Wat doet waterschap voor behartigen van algemeen belang: concentreert zich
vooral op waterstaatkundige belangen en belangen die daarmee nauw
samenhangen onderhouden dijken, beken en riviertjes.
Manier waarop het algemeen belang wordt behartigd:
Het openbaar bestuur reguleert en stuurt het openbaar bestuur met het oog op een bepaald
algemeen belang onder meer activiteiten van burgers (bijvoorbeeld het toekennen van
subsidie aan een sportvereniging met op het oog de volksgezondheid). Daarnaast verricht
het bestuur publieke taken. Dit zijn taken die niet aan burgers kunnen worden overlaten
(onderhouden en leggen van wegen).
2. De student kan de historische verklaring van de toename van de bestuurswetgeving
in de 20e eeuw reproduceren.
Na de tweede wereldoorlog ontstaat er een interventiestaat of verzorgingsstaat.

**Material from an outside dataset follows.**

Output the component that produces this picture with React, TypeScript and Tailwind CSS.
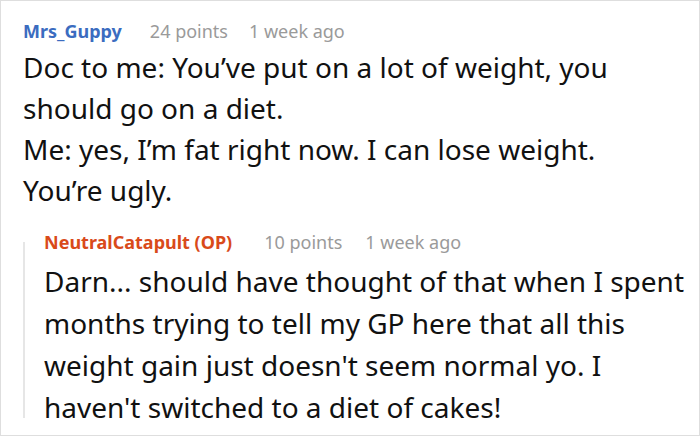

Overheid bemoeide zich met vrijwel alle aspecten van de samenleving. Dit zorgde
voor opstand van de burgers. Er was sprake van een sociale rechtsstaat. Overheid
beperkte zich niet langer tot het reguleren van het maatschappelijk leven door ver- en
geboden. Zij ging ook actief randvoorwaarden creëren voor een kwalitatief goed
menselijk bestaan. Overheid ging bemoeien met bevorderen en verdelen van
welvaart en welzijn. Zo ging de overheid van wieg tot graf met burgers bemoeien.
Nederland ging van een nachtwakersstaat naar een verzorgingsstaat.
Privatisering het overlaten van bepaalde overheidsactiviteiten aan particulieren.
Deregulering het streven naar minder regels en vereenvoudiging van regels.
3. De student kan de eis van wetmatigheid van bestuur omschrijven en in verband
brengen met bevoegdheden van het openbaar bestuur.
Algemeen uitgangspunt is dat het bestuur over een op de wet gebaseerde
bevoegdheid moet beschikken. Dit heet het beginsel van wetmatigheid van bestuur of
het legaliteitsbeginsel. Dit beginsel waarborgt de vrijheid voor burgers en dient tevens
de rechtszekerheid en rechtsgelijkheid. Doordat de wetgever de bevoegdheden
uitdrukkelijk moet toekennen en afbakenen, wordt de uitoefening voor burgers tot op
zekere hoogte voorspelbaar en voorzienbaar. Bovendien kan een bestuursorgaan de
bevoegdheid niet naar willekeur gebruiken en moet het bestuursorgaan dus zijn
bevoegdheid gebruiken voor zijn doel(specialiteitsbeginsel). Het bestuur handelen
wordt dus beter voorspelbaar. Iedere bestuursbevoegdheid is beperkt van aard en
moet altijd worden uitgeoefend zoals de wetgever de bevoegdheid bedoeld had. Het
bestuursrecht wordt hierdoor vooral gezien als het recht dat waarborgen biedt tegen
de onrechtmatige uitoefening van bestuursbevoegdheid.
Het maken van regels (algemene regels).
Bestuursbevoegdheid in individueel geval
Vergunningsbevoegdheid: eerst is iets verboden maar door verlenen van
vergunning mag het wel.
Handhavingsbevoegdheid opleggen van de last onder bestuursdwang.
Ontheffingsbevoegdheid: in sommige situaties is het beter dat niet alle regels
worden toegepast.
4. De student kan de verhouding benoemen tussen algemeen en bijzonder
bestuursrecht.
Bij het bijzondere bestuursrecht houden ze zich steeds bezig met een bepaald
aspect van het maatschappelijke leven. Zij zijn bezig met het behartigen van een
bepaald onderdeel van het algemeen belang. Het bestuursrecht is dus als het
ware ‘versnippert’ over het bijzonder bestuursrecht. Elke bijzondere wet regelt
een specifiek onderdeel van algemeen belang.